** START OF RECORDS **

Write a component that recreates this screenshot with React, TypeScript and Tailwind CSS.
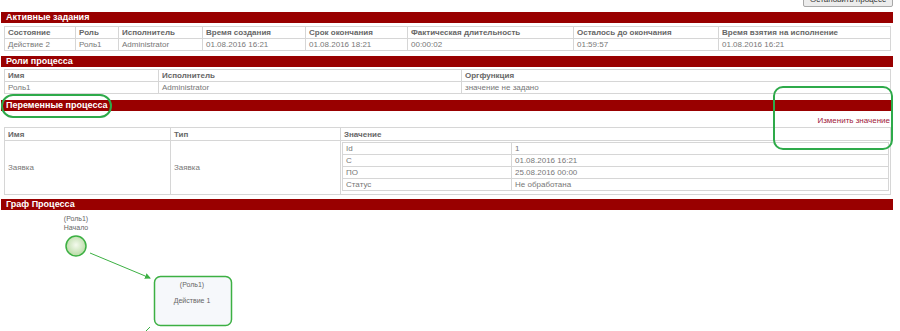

** END OF RECORDS **
** START OF RECORDS **

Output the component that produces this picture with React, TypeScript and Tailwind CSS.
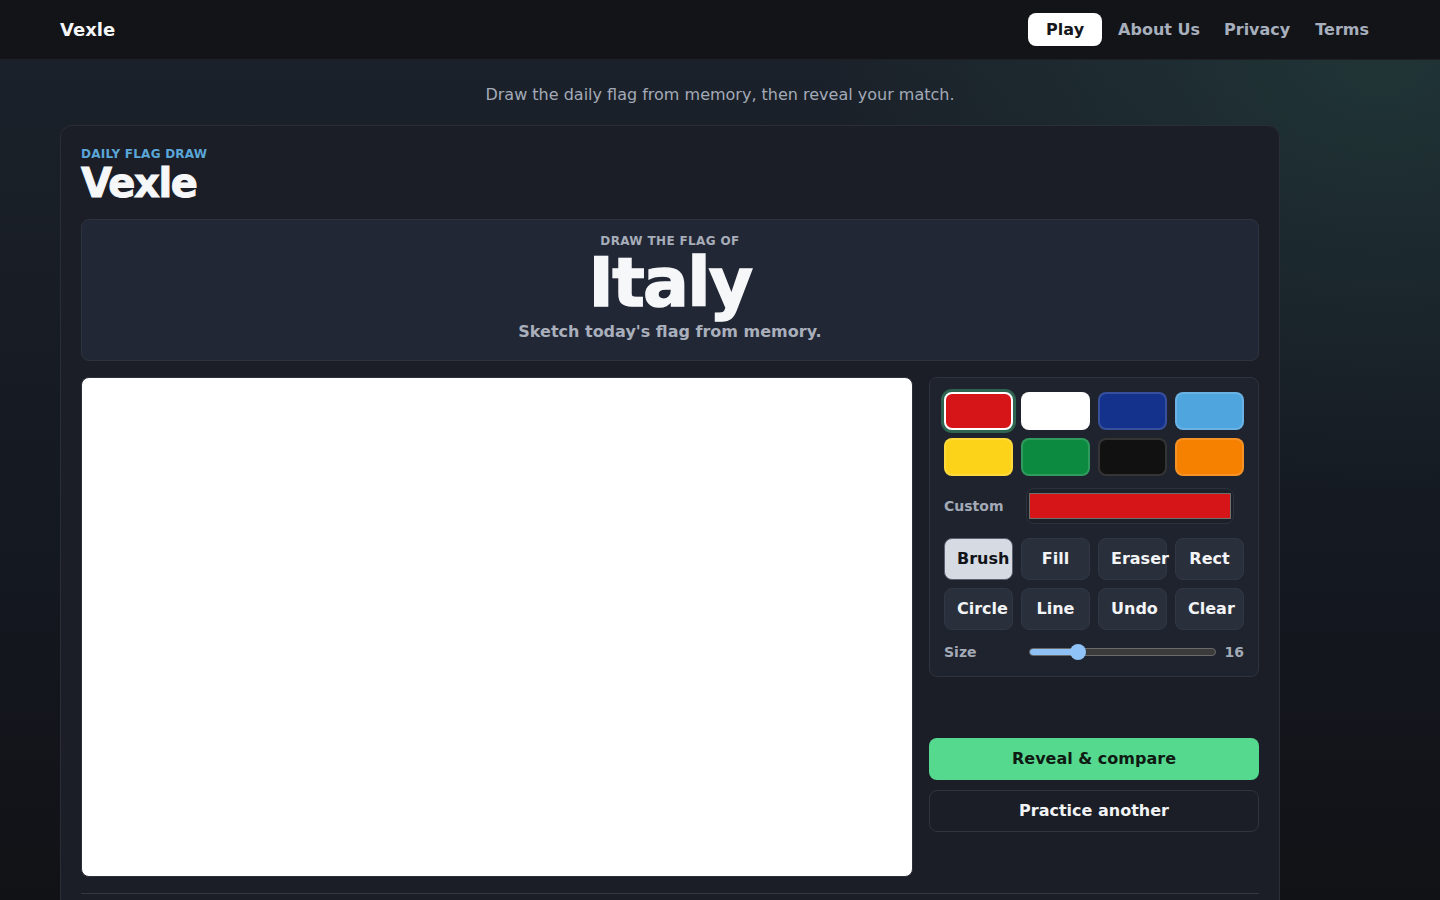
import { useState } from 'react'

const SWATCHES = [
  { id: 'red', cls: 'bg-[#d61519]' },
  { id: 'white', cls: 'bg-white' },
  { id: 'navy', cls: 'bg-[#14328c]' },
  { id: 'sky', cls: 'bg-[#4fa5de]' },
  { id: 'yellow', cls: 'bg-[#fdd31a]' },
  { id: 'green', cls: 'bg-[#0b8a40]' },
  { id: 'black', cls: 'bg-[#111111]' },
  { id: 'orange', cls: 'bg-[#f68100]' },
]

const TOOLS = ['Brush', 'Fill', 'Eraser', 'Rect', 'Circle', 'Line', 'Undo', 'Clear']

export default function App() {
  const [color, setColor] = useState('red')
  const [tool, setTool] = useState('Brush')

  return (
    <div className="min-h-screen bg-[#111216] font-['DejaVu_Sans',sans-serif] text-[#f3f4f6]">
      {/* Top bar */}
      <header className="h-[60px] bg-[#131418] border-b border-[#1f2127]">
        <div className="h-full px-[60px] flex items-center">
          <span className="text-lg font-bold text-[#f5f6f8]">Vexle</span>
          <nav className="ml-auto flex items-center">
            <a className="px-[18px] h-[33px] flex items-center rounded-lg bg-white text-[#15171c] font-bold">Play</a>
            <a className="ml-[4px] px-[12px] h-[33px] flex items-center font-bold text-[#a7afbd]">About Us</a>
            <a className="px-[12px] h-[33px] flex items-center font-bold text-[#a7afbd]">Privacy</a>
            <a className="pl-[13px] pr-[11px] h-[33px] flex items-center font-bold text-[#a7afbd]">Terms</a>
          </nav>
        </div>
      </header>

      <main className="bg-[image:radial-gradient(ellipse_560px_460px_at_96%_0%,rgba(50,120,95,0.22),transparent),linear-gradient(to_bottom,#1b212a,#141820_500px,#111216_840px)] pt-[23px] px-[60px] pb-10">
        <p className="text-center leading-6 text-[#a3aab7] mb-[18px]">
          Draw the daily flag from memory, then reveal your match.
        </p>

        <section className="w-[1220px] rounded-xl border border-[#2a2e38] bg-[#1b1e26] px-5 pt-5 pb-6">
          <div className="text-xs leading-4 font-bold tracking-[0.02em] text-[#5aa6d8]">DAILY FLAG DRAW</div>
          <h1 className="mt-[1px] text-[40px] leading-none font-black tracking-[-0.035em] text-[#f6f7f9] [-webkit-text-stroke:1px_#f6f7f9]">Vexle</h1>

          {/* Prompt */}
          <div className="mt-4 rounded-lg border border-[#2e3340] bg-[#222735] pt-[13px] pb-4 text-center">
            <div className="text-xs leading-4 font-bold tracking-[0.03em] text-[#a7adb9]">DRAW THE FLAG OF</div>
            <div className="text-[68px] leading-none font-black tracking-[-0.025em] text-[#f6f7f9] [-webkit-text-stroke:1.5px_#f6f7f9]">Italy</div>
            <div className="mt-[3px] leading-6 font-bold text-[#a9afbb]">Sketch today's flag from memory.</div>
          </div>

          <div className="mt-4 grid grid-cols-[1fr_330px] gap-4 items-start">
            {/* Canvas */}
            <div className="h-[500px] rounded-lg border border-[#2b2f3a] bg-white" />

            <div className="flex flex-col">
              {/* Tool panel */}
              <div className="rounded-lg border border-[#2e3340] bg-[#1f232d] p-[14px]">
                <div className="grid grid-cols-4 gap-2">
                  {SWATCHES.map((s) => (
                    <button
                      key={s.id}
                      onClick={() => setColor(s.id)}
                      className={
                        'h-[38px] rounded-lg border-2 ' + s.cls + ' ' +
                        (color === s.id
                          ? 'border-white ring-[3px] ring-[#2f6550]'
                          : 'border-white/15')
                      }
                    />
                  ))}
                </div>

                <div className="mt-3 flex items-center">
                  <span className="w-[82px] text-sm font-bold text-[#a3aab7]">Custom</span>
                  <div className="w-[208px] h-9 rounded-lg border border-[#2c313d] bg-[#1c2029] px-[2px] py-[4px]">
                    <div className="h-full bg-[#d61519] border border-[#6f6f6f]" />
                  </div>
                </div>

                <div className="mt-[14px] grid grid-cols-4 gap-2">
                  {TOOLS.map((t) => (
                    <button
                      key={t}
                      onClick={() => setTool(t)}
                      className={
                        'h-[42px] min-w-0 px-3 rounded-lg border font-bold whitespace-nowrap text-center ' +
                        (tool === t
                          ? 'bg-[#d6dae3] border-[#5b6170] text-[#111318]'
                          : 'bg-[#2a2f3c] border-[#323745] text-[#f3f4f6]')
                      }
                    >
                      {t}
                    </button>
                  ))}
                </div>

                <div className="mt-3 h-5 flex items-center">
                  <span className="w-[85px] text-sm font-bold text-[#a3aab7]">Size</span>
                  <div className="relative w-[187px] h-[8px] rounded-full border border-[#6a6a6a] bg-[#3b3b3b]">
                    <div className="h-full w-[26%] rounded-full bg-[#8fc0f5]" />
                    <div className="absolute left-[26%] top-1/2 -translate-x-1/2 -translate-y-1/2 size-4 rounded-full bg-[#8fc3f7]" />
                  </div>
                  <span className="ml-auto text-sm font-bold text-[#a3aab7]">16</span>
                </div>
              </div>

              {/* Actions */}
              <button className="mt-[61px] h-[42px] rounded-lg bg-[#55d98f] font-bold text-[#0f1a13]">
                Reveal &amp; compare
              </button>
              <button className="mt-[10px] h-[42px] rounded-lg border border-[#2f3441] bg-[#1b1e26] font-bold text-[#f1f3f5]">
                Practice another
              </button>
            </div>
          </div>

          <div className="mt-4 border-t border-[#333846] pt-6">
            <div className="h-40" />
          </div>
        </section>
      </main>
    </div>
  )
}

** END OF RECORDS **

## SHORT PROBLEM
Copy, exactly as they stand, the lines from the one that holds "Output the component" to the one that holds "const [tool, setTool] = useState('Brush')", both included, and drop every picture.

## ANSWER
Output the component that produces this picture with React, TypeScript and Tailwind CSS.
import { useState } from 'react'

const SWATCHES = [
  { id: 'red', cls: 'bg-[#d61519]' },
  { id: 'white', cls: 'bg-white' },
  { id: 'navy', cls: 'bg-[#14328c]' },
  { id: 'sky', cls: 'bg-[#4fa5de]' },
  { id: 'yellow', cls: 'bg-[#fdd31a]' },
  { id: 'green', cls: 'bg-[#0b8a40]' },
  { id: 'black', cls: 'bg-[#111111]' },
  { id: 'orange', cls: 'bg-[#f68100]' },
]

const TOOLS = ['Brush', 'Fill', 'Eraser', 'Rect', 'Circle', 'Line', 'Undo', 'Clear']

export default function App() {
  const [color, setColor] = useState('red')
  const [tool, setTool] = useState('Brush')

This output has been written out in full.